- **Challenge**
The listing below should be printed exactly, every line of it. Skip the pictures.

- **Records for this task**
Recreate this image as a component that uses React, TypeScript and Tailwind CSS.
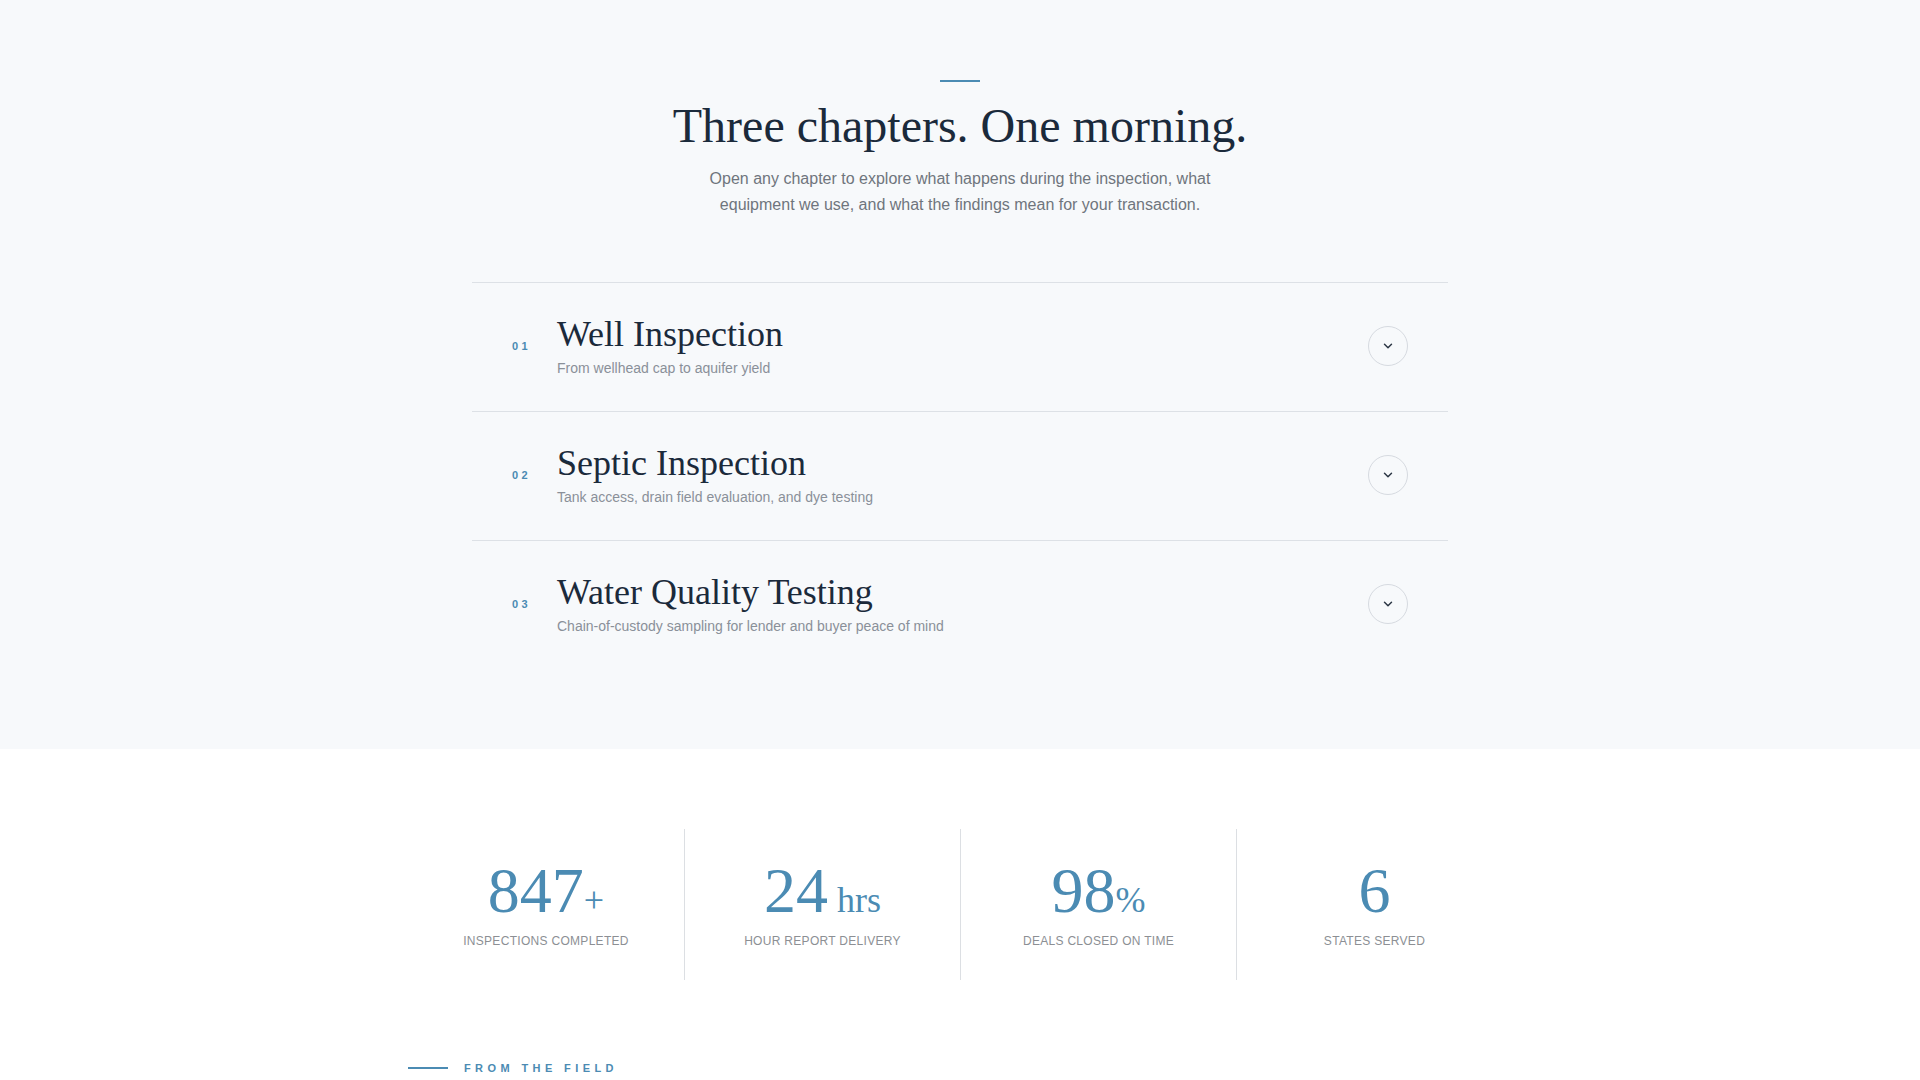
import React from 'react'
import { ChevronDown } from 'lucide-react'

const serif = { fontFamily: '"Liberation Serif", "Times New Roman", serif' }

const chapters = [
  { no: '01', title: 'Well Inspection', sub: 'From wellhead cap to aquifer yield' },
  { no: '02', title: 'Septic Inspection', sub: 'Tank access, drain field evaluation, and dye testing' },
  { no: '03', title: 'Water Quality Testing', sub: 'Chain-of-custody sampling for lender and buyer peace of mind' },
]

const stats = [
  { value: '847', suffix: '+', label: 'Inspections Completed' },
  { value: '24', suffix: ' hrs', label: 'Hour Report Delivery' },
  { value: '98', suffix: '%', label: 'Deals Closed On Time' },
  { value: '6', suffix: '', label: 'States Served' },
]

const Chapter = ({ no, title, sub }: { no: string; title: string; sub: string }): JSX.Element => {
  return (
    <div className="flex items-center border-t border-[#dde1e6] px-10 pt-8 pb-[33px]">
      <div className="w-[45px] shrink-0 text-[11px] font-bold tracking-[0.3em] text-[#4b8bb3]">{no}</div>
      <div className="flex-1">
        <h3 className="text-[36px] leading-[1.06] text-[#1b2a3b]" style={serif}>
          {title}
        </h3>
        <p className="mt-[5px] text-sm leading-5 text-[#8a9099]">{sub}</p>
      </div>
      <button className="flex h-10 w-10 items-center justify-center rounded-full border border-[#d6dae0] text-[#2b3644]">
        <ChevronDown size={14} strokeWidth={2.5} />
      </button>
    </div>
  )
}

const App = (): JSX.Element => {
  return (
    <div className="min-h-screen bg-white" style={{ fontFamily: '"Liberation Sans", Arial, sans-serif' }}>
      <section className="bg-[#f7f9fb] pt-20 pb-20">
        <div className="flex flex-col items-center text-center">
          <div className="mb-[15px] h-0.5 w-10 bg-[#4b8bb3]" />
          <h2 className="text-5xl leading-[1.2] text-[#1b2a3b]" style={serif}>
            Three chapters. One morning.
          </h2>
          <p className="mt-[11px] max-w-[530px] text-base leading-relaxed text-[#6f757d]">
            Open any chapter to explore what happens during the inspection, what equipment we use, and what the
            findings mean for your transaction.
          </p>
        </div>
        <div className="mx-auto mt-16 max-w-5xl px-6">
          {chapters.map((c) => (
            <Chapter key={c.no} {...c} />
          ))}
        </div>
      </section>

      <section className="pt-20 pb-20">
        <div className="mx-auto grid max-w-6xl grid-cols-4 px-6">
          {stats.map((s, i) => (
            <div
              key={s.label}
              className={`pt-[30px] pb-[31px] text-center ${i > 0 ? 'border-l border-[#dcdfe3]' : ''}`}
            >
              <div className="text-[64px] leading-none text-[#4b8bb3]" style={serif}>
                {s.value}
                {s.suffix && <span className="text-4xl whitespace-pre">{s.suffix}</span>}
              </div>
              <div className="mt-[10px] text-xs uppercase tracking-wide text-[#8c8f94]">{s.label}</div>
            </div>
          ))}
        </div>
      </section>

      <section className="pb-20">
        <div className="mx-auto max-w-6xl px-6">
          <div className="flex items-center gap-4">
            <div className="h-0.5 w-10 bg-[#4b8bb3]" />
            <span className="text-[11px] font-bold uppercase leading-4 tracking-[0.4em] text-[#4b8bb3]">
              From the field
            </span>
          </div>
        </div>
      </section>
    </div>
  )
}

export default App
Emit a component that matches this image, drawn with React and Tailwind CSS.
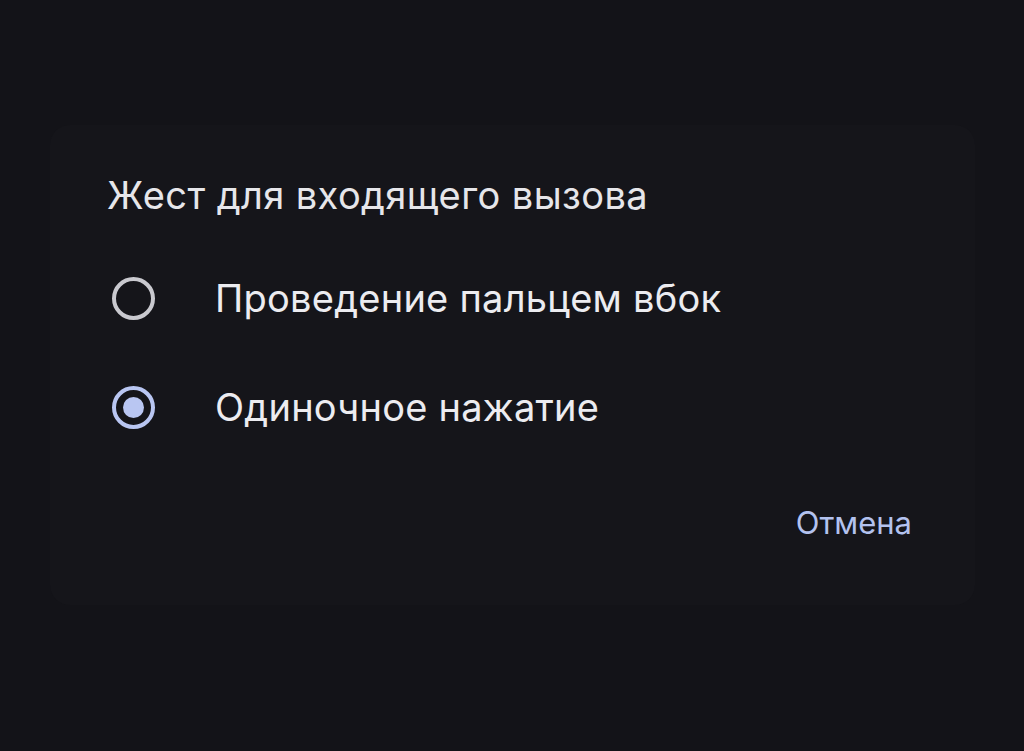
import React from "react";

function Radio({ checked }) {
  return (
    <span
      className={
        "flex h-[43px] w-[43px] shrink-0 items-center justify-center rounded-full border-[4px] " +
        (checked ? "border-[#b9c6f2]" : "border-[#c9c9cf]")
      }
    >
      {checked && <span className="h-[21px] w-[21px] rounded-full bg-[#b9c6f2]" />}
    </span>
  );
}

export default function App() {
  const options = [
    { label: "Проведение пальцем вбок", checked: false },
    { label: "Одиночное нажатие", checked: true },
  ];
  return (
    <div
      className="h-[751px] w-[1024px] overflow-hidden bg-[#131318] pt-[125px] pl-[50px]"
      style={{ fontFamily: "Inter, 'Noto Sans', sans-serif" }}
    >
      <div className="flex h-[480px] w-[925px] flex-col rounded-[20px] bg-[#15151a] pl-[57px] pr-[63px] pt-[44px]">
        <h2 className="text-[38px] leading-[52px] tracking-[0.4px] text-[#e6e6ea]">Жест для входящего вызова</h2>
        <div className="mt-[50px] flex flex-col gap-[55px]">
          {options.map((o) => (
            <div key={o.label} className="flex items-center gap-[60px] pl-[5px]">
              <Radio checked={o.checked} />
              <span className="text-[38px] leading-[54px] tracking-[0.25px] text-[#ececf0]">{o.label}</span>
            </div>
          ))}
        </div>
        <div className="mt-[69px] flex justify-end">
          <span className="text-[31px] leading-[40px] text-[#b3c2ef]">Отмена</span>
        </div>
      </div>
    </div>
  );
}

- **Solution for this problem**
Recreate this image as a component that uses React, TypeScript and Tailwind CSS.
import React from 'react'
import { ChevronDown } from 'lucide-react'

const serif = { fontFamily: '"Liberation Serif", "Times New Roman", serif' }

const chapters = [
  { no: '01', title: 'Well Inspection', sub: 'From wellhead cap to aquifer yield' },
  { no: '02', title: 'Septic Inspection', sub: 'Tank access, drain field evaluation, and dye testing' },
  { no: '03', title: 'Water Quality Testing', sub: 'Chain-of-custody sampling for lender and buyer peace of mind' },
]

const stats = [
  { value: '847', suffix: '+', label: 'Inspections Completed' },
  { value: '24', suffix: ' hrs', label: 'Hour Report Delivery' },
  { value: '98', suffix: '%', label: 'Deals Closed On Time' },
  { value: '6', suffix: '', label: 'States Served' },
]

const Chapter = ({ no, title, sub }: { no: string; title: string; sub: string }): JSX.Element => {
  return (
    <div className="flex items-center border-t border-[#dde1e6] px-10 pt-8 pb-[33px]">
      <div className="w-[45px] shrink-0 text-[11px] font-bold tracking-[0.3em] text-[#4b8bb3]">{no}</div>
      <div className="flex-1">
        <h3 className="text-[36px] leading-[1.06] text-[#1b2a3b]" style={serif}>
          {title}
        </h3>
        <p className="mt-[5px] text-sm leading-5 text-[#8a9099]">{sub}</p>
      </div>
      <button className="flex h-10 w-10 items-center justify-center rounded-full border border-[#d6dae0] text-[#2b3644]">
        <ChevronDown size={14} strokeWidth={2.5} />
      </button>
    </div>
  )
}

const App = (): JSX.Element => {
  return (
    <div className="min-h-screen bg-white" style={{ fontFamily: '"Liberation Sans", Arial, sans-serif' }}>
      <section className="bg-[#f7f9fb] pt-20 pb-20">
        <div className="flex flex-col items-center text-center">
          <div className="mb-[15px] h-0.5 w-10 bg-[#4b8bb3]" />
          <h2 className="text-5xl leading-[1.2] text-[#1b2a3b]" style={serif}>
            Three chapters. One morning.
          </h2>
          <p className="mt-[11px] max-w-[530px] text-base leading-relaxed text-[#6f757d]">
            Open any chapter to explore what happens during the inspection, what equipment we use, and what the
            findings mean for your transaction.
          </p>
        </div>
        <div className="mx-auto mt-16 max-w-5xl px-6">
          {chapters.map((c) => (
            <Chapter key={c.no} {...c} />
          ))}
        </div>
      </section>

      <section className="pt-20 pb-20">
        <div className="mx-auto grid max-w-6xl grid-cols-4 px-6">
          {stats.map((s, i) => (
            <div
              key={s.label}
              className={`pt-[30px] pb-[31px] text-center ${i > 0 ? 'border-l border-[#dcdfe3]' : ''}`}
            >
              <div className="text-[64px] leading-none text-[#4b8bb3]" style={serif}>
                {s.value}
                {s.suffix && <span className="text-4xl whitespace-pre">{s.suffix}</span>}
              </div>
              <div className="mt-[10px] text-xs uppercase tracking-wide text-[#8c8f94]">{s.label}</div>
            </div>
          ))}
        </div>
      </section>

      <section className="pb-20">
        <div className="mx-auto max-w-6xl px-6">
          <div className="flex items-center gap-4">
            <div className="h-0.5 w-10 bg-[#4b8bb3]" />
            <span className="text-[11px] font-bold uppercase leading-4 tracking-[0.4em] text-[#4b8bb3]">
              From the field
            </span>
          </div>
        </div>
      </section>
    </div>
  )
}

export default App
Emit a component that matches this image, drawn with React and Tailwind CSS.
import React from "react";

function Radio({ checked }) {
  return (
    <span
      className={
        "flex h-[43px] w-[43px] shrink-0 items-center justify-center rounded-full border-[4px] " +
        (checked ? "border-[#b9c6f2]" : "border-[#c9c9cf]")
      }
    >
      {checked && <span className="h-[21px] w-[21px] rounded-full bg-[#b9c6f2]" />}
    </span>
  );
}

export default function App() {
  const options = [
    { label: "Проведение пальцем вбок", checked: false },
    { label: "Одиночное нажатие", checked: true },
  ];
  return (
    <div
      className="h-[751px] w-[1024px] overflow-hidden bg-[#131318] pt-[125px] pl-[50px]"
      style={{ fontFamily: "Inter, 'Noto Sans', sans-serif" }}
    >
      <div className="flex h-[480px] w-[925px] flex-col rounded-[20px] bg-[#15151a] pl-[57px] pr-[63px] pt-[44px]">
        <h2 className="text-[38px] leading-[52px] tracking-[0.4px] text-[#e6e6ea]">Жест для входящего вызова</h2>
        <div className="mt-[50px] flex flex-col gap-[55px]">
          {options.map((o) => (
            <div key={o.label} className="flex items-center gap-[60px] pl-[5px]">
              <Radio checked={o.checked} />
              <span className="text-[38px] leading-[54px] tracking-[0.25px] text-[#ececf0]">{o.label}</span>
            </div>
          ))}
        </div>
        <div className="mt-[69px] flex justify-end">
          <span className="text-[31px] leading-[40px] text-[#b3c2ef]">Отмена</span>
        </div>
      </div>
    </div>
  );
}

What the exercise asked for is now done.